Prompt: Only the lines from the start of the data through the line with "speed = 15;" belong in the copy. Restate them word for word, minus the pictures.

----

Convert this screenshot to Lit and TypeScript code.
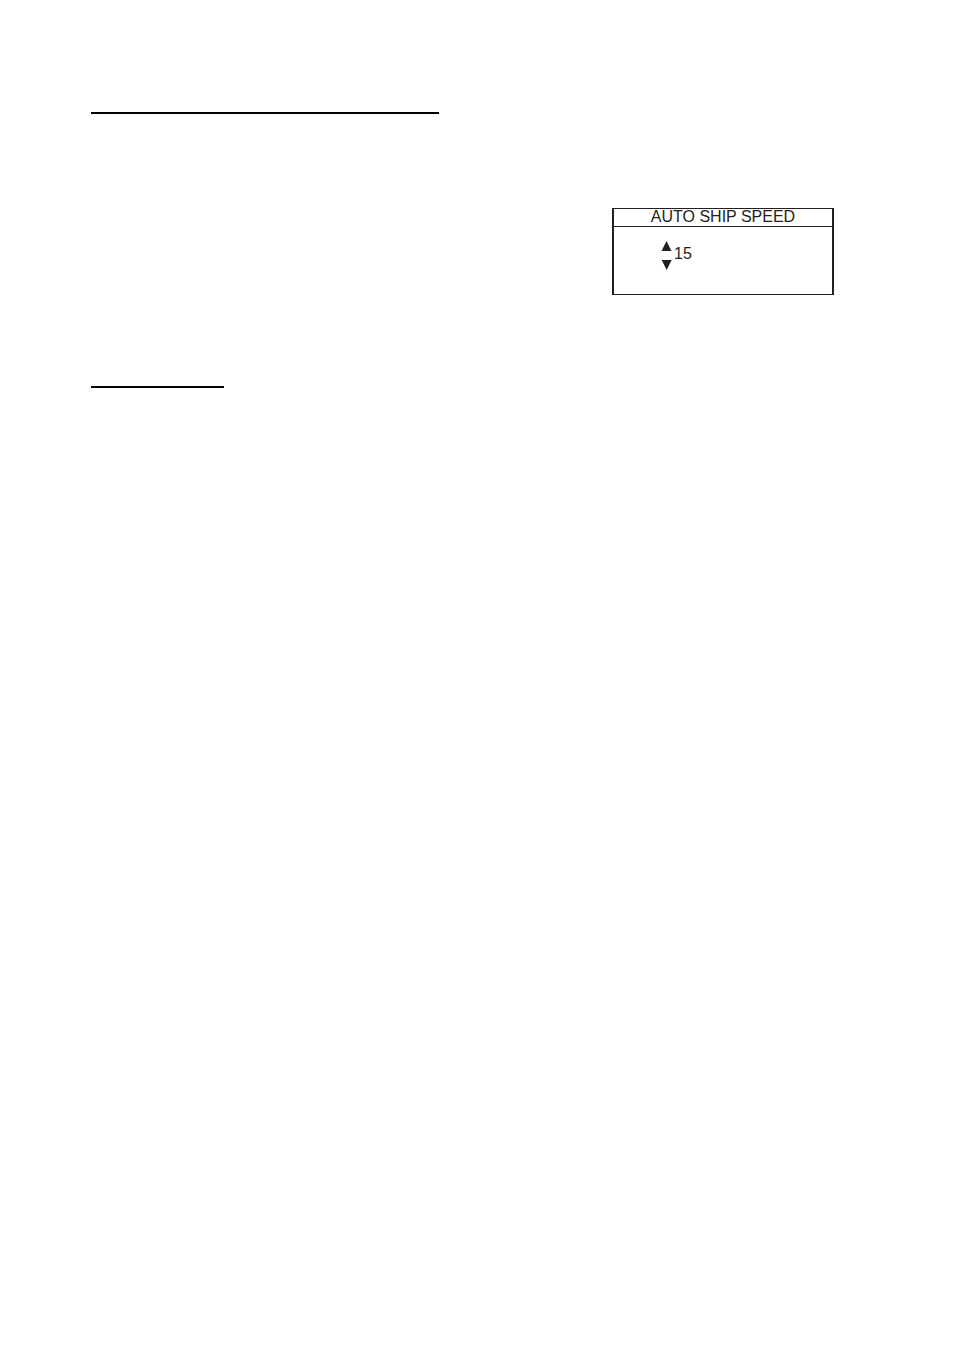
import { LitElement, html, css } from "lit";
import { customElement, state } from "lit/decorators.js";

@customElement("speed-panel")
class SpeedPanel extends LitElement {
  @state() private speed = 15;

  static styles = css`
    :host {
      display: block;
      box-sizing: border-box;
      width: 222px;
      border: solid #231f20;
      border-width: 1px 2px;
      color: #231f20;
      font: 16px/16px "Liberation Sans", Arial, sans-serif;
    }
    .title {
      display: block;
      padding-bottom: 1px;
      border-bottom: 1px solid #231f20;
      text-align: center;
    }
    .body {
      display: flex;
      align-items: flex-start;
      gap: 2px;
      padding: 14px 0 24px 47px;
    }
    .stepper {
      display: flex;
      flex-direction: column;
      gap: 9px;
    }
    .step {
      display: block;
      width: 11px;
      height: 10px;
      padding: 0;
      border: 0;
      background: none;
      color: inherit;
    }
    .arrow {
      display: block;
      width: 11px;
      height: 10px;
      fill: currentColor;
    }
    .value {
      width: 48px;
      height: 16px;
      margin: 5px 0 0;
      padding: 0;
      border: 0;
      outline: 0;
      background: none;
      color: inherit;
      font: inherit;
    }
  `;

  private change(step: number) {
    this.speed = Math.max(0, this.speed + step);
  }

  render() {
    return html`
      <label class="title" for="speed">AUTO SHIP SPEED</label>
      <div class="body">
        <div class="stepper">
          <button class="step" aria-label="Increase" @click=${() => this.change(1)}>
            <svg class="arrow" viewBox="0 0 11 10"><path d="M5.5 0 10.5 10H.5Z" /></svg>
          </button>
          <button class="step" aria-label="Decrease" @click=${() => this.change(-1)}>
            <svg class="arrow" viewBox="0 0 11 10"><path d="M.7 0H10.7L5.7 10Z" /></svg>
          </button>
        </div>
        <input class="value" id="speed" inputmode="numeric" .value=${String(this.speed)} />
      </div>
    `;
  }
}

@customElement("app-root")
class AppRoot extends LitElement {
  static styles = css`
    :host {
      display: block;
      box-sizing: border-box;
      min-height: 100vh;
      padding: 112px 120px 0 91px;
      background: #fff;
    }
    .rule {
      height: 2px;
      margin: 0;
      border: 0;
      background: #000;
    }
    .wide {
      width: 348px;
    }
    .short {
      width: 133px;
    }
    .figure {
      display: flex;
      justify-content: flex-end;
      padding: 94px 0 91px;
    }
  `;

  render() {
    return html`
      <hr class="rule wide" />
      <div class="figure"><speed-panel></speed-panel></div>
      <hr class="rule short" />
    `;
  }
}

----

Correct answer:
Convert this screenshot to Lit and TypeScript code.
import { LitElement, html, css } from "lit";
import { customElement, state } from "lit/decorators.js";

@customElement("speed-panel")
class SpeedPanel extends LitElement {
  @state() private speed = 15;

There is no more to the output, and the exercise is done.